The impact on ethnic minorities
Afghan Witness mapped demolitions in 15 out of Kabul’s 22 Police Districts (PDs). Investigators found that residential properties were impacted in almost half of the demolitions, rendering thousands of families effectively homeless.
While the demolitions are city-wide, they appear to be impacting ethnic minorities disproportionately. One market trader remarking on the changes in the capital told Lighthouse Reports, “road expansions are happening all around Kabul, but all neighbourhoods are not suffering the same way”.
Kabul West accounted for the majority of destruction, with over 605,000 square metres of land cleared, most of which impacted residential properties. The largest residential area clearance was seen in PD 13, a predominantly Hazara area, followed by PD 17, which is home to mainly Tajik communities.
Reports of chaos and violence
Over a third of the total area of land demolished impacted informal settlements housing Internally Displaced Persons (IDPs) and displaced Afghans returning from neighbouring countries. These were located across the North, East and West of Kabul.
Kabul’s informal settlements are typically home to low-income residents previously displaced by conflict or climate in Afghanistan. Residents rarely have documents and face constant eviction threats. However, many have lived there for years – a September 2023 survey found that 49% of all households in Kabul informal settlements had lived there for over five years, and 12% for over ten years.
Residents say they have no space to challenge the demolitions of their homes under the current administration.

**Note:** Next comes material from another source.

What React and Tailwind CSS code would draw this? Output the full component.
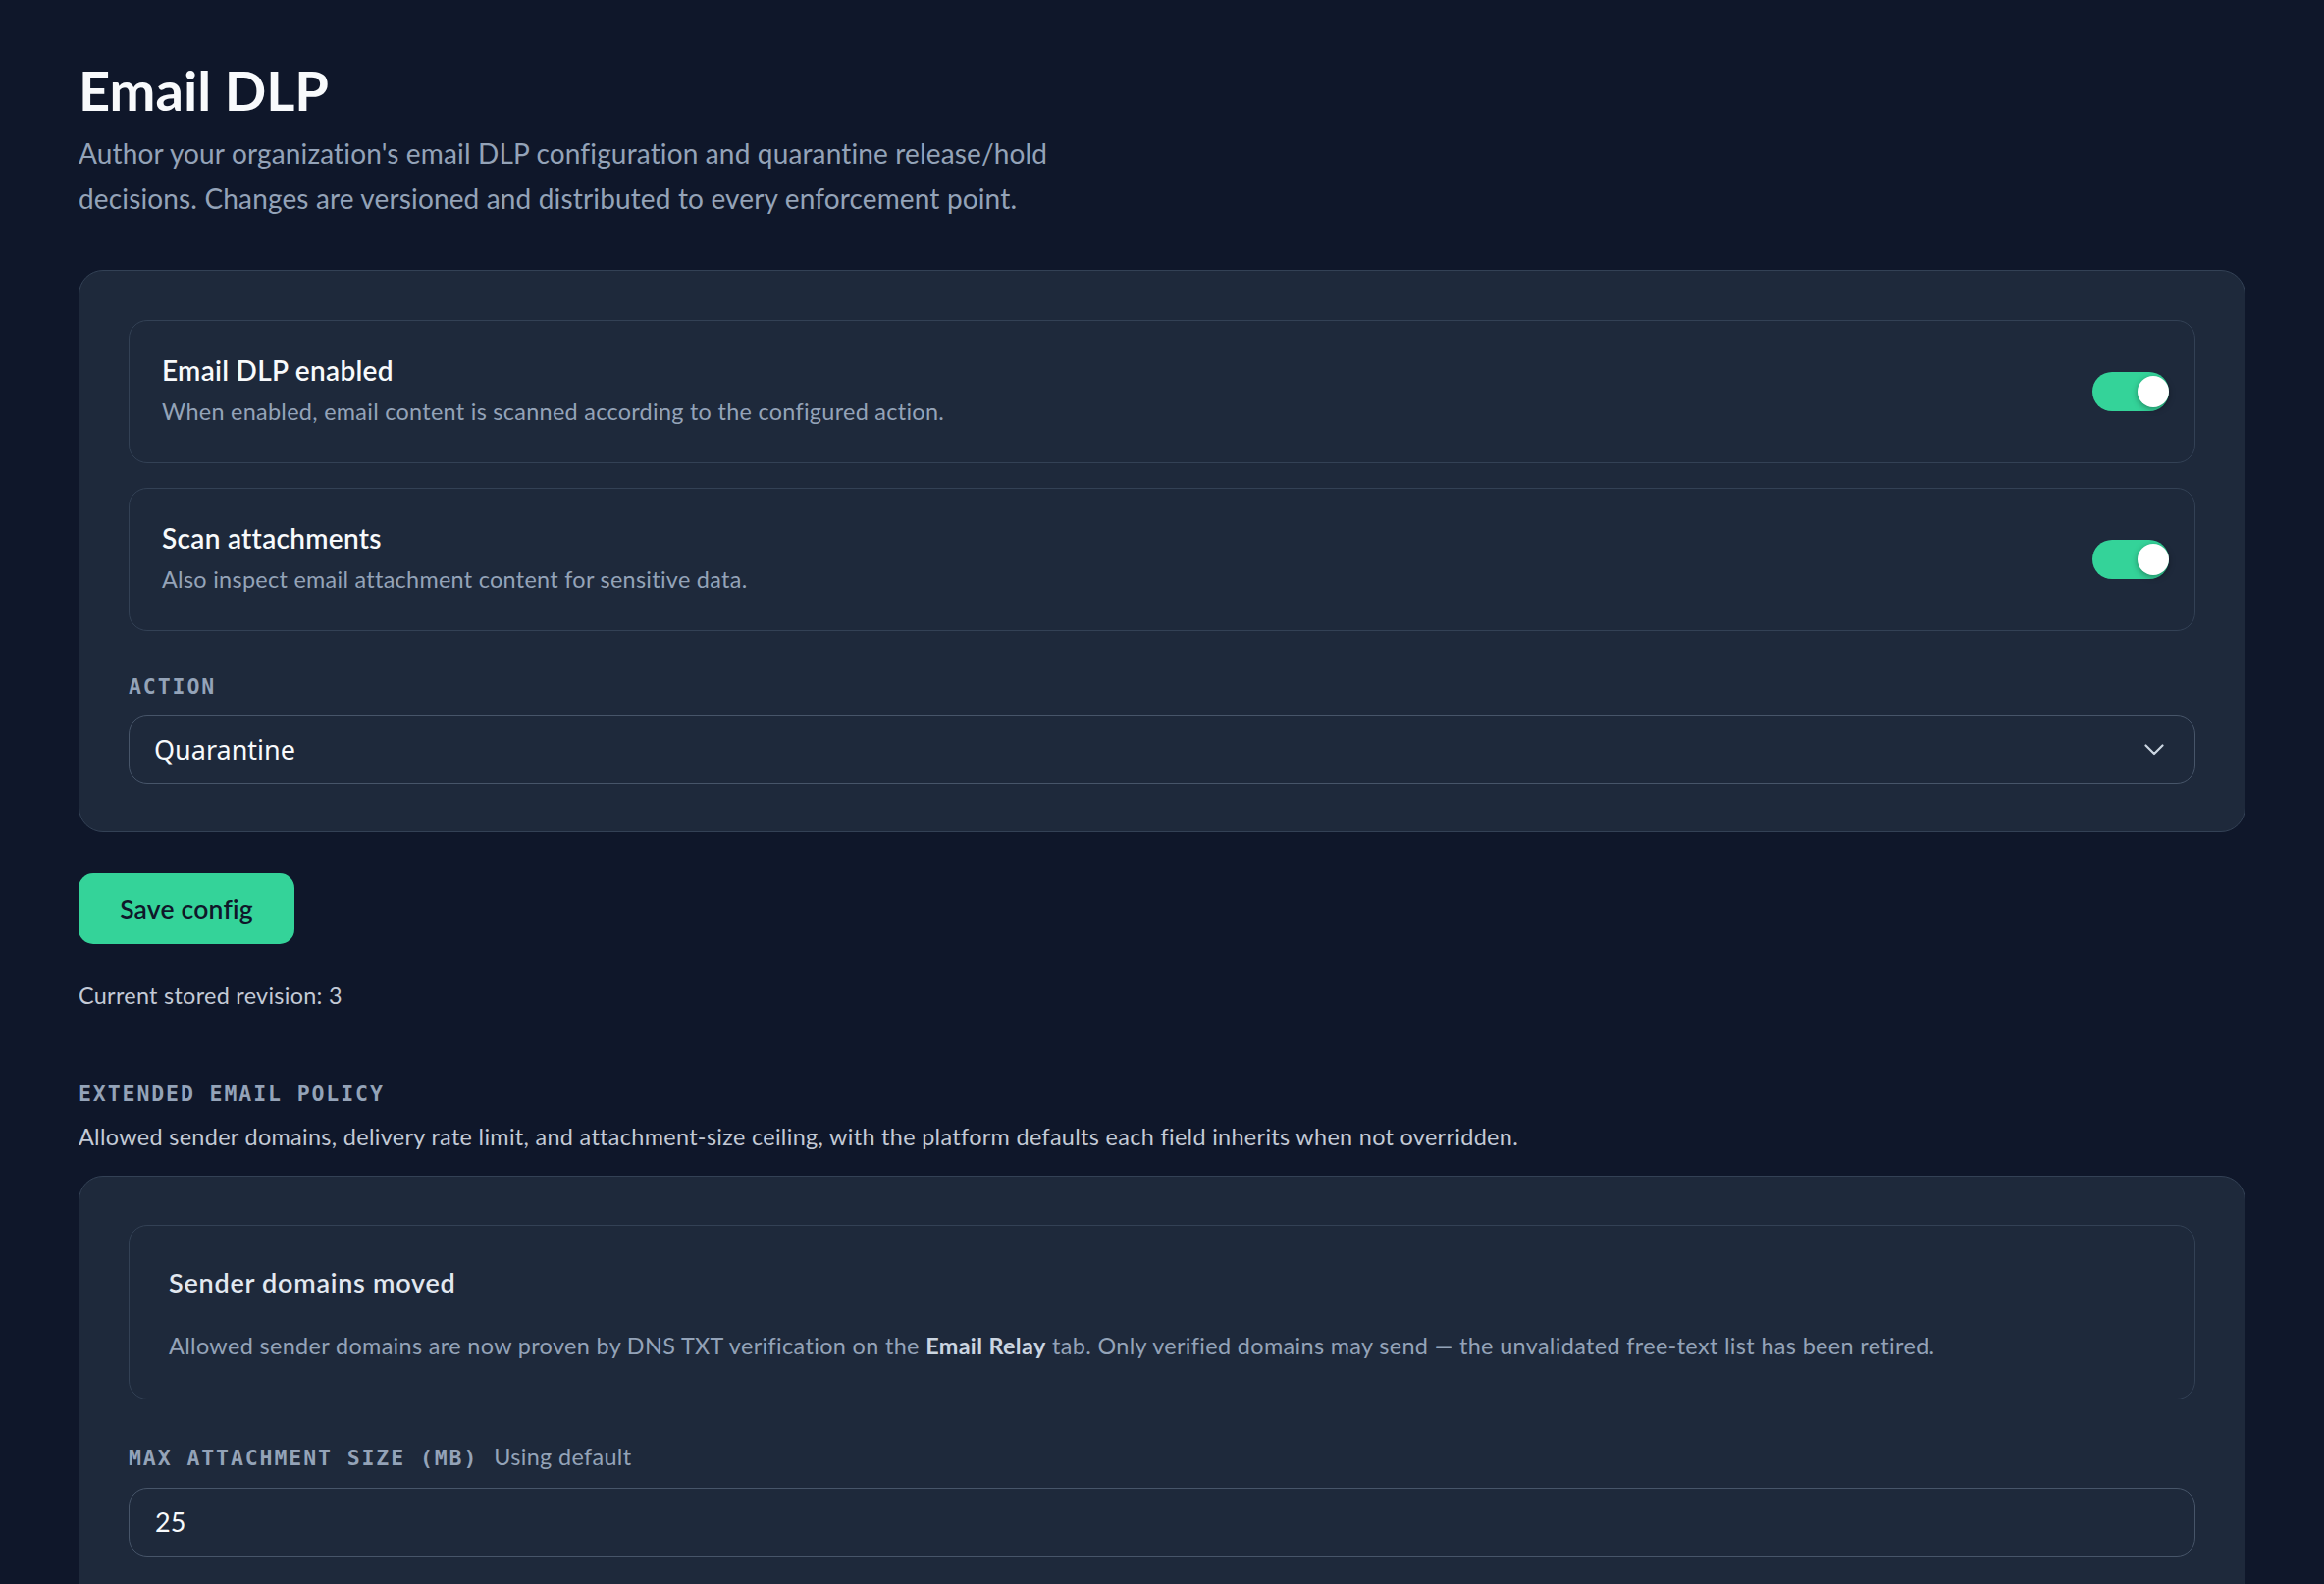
import React from "react";

function Toggle() {
  return (
    <div className="relative h-[40px] w-[78px] shrink-0 rounded-full bg-[#34d399]">
      <span className="absolute right-0 top-[4px] h-[32px] w-[32px] rounded-full bg-white shadow-[0_2px_6px_rgba(0,0,0,0.35)]" />
    </div>
  );
}

function SettingRow({ title, desc }) {
  return (
    <div className="flex items-center justify-between rounded-[19px] border border-[#334155] bg-[#1e293b] pl-[33px] pr-[26px]">
      <div className="flex flex-col pt-[29px] pb-[34px]">
        <div className="text-[28px] font-semibold leading-[42px] tracking-[0.3px] text-[#f8fafc]">{title}</div>
        <div className="mt-[4px] text-[23.4px] leading-[35px] tracking-[0.3px] text-[#94a3b8]">{desc}</div>
      </div>
      <Toggle />
    </div>
  );
}

function FieldLabel({ children, extra }) {
  return (
    <div className="flex items-baseline gap-[16px]">
      <span className="font-['DejaVu_Sans_Mono',monospace] text-[21.5px] font-bold uppercase leading-[28px] tracking-[1.9px] text-[#94a3b8]">
        {children}
      </span>
      {extra && (
        <span className="text-[23.4px] leading-[28px] tracking-[0.35px] text-[#94a3b8]">{extra}</span>
      )}
    </div>
  );
}

export default function App() {
  return (
    <div className="min-h-screen bg-[#0f172a] px-[80px] pt-[61px] pb-[80px] font-['Lato',sans-serif]">
      <h1 className="text-[56px] font-bold leading-[62px] text-[#f8fafc]">Email DLP</h1>
      <p className="mt-[11px] max-w-[1060px] text-[28px] leading-[45.7px] tracking-[0.15px] text-[#94a3b8]">
        Author your organization's email DLP configuration and quarantine release/hold decisions. Changes are
        versioned and distributed to every enforcement point.
      </p>

      {/* Core config card */}
      <div className="mt-[50px] rounded-[25px] border border-[#334155] bg-[#1e293b] px-[50px] pt-[50px] pb-[48px]">
        <div className="flex flex-col gap-[25px]">
          <SettingRow
            title="Email DLP enabled"
            desc="When enabled, email content is scanned according to the configured action."
          />
          <SettingRow title="Scan attachments" desc="Also inspect email attachment content for sensitive data." />
        </div>
        <div className="mt-[43px]">
          <FieldLabel>Action</FieldLabel>
          <div className="mt-[15px] flex h-[70px] items-center justify-between rounded-[19px] border border-[#475569] bg-[#1e293b] pl-[25px] pr-[31px]">
            <span className="font-['Noto_Sans',sans-serif] text-[27px] text-[#f8fafc]">Quarantine</span>
            <svg width="20" height="12" viewBox="0 0 20 12" fill="none">
              <polyline
                points="1.5,1.5 10,10 18.5,1.5"
                stroke="#cbd5e1"
                strokeWidth="2.2"
                strokeLinecap="round"
                strokeLinejoin="round"
              />
            </svg>
          </div>
        </div>
      </div>

      <button className="mt-[42px] flex h-[72px] w-[220px] items-center justify-center rounded-[15px] bg-[#34d399] text-[26.5px] font-semibold tracking-[0.2px] text-[#0f172a]">
        Save config
      </button>

      <p className="mt-[36px] text-[23.4px] leading-[33px] tracking-[0.3px] text-[#c3cad6]">
        Current stored revision: 3
      </p>

      {/* Extended policy */}
      <div className="mt-[70px] font-['DejaVu_Sans_Mono',monospace] text-[21.5px] font-bold uppercase leading-[28px] tracking-[1.9px] text-[#94a3b8]">
        Extended email policy
      </div>
      <p className="mt-[12px] text-[23.4px] leading-[35px] tracking-[0.33px] text-[#c3cad6]">
        Allowed sender domains, delivery rate limit, and attachment-size ceiling, with the platform defaults each
        field inherits when not overridden.
      </p>

      <div className="mt-[22px] rounded-[25px] border border-[#334155] bg-[#1e293b] px-[50px] pt-[49px] pb-[50px]">
        <div className="rounded-[19px] border border-[#334155] bg-[#1e293b] pl-[40px] pr-[39px] pt-[39px] pb-[37px]">
          <div className="text-[27px] font-semibold leading-[37.5px] tracking-[0.75px] text-[#e2e8f0]">
            Sender domains moved
          </div>
          <p className="mt-[29px] text-[23.4px] leading-[33px] tracking-[0.36px] text-[#94a3b8]">
            Allowed sender domains are now proven by DNS TXT verification on the{" "}
            <strong className="font-bold text-[#cbd5e1]">Email Relay</strong> tab. Only verified domains may send —
            the unvalidated free-text list has been retired.
          </p>
        </div>
        <div className="mt-[44px]">
          <FieldLabel extra="Using default">Max attachment size (MB)</FieldLabel>
          <div className="mt-[16px] flex h-[70px] items-center rounded-[19px] border border-[#475569] bg-[#1e293b] pl-[26px]">
            <span className="text-[27px] text-[#f8fafc]">25</span>
          </div>
        </div>
      </div>
    </div>
  );
}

Speaking to Lighthouse Reports, one resident from an informal settlement in north Kabul’s PD4, which was demolished in August this year, said: “There is no place to complain, and even if you complain, there is no one to hear you”.
The Kabul municipality posted a series of photos on X (formerly Twitter) showing bulldozers destroying the structures on 4 August 2024. It stated that the land had been seized by “opportunists and usurpers” and was being “cleaned”.
Residents told Lighthouse Reports that their houses were demolished while people were still inside them, causing multiple injuries. One resident likened the scene to the earthquake in Herat, with houses and belongings buried.
Demolitions have left families in precarious situations. Without the money to rent a house in the nearby areas, one resident who lived in the settlement for the last 20 years said he is now living in an abandoned factory. “We don’t even have tents, we have just shelters that we made from plastic pieces…some days, we don’t have anything to eat, we sleep with an empty stomach.”
During the demolition of another large informal settlement in July 2023, this time in PD 22, east Kabul, field teams working for the Norwegian Refugee Council (NRC) were told by evicted families that a four-year-old and 15-year-old lost their lives. The NRC estimates that over 2,000 families were left homeless.
A resident from that settlement described the scene to Lighthouse Reports: “Women, children and elderly men were begging for them to stop the destruction until we can find a shelter, but they wouldn’t listen … They had pipes and sticks in their hands and they wouldn’t let anyone say a single word.”
He claims to have lost a niece in the aftermath of the demolition after the family were left without shelter in the summer heat. According to the man, the young girl had diarrhoea and was taken to hospital after losing consciousness and later died.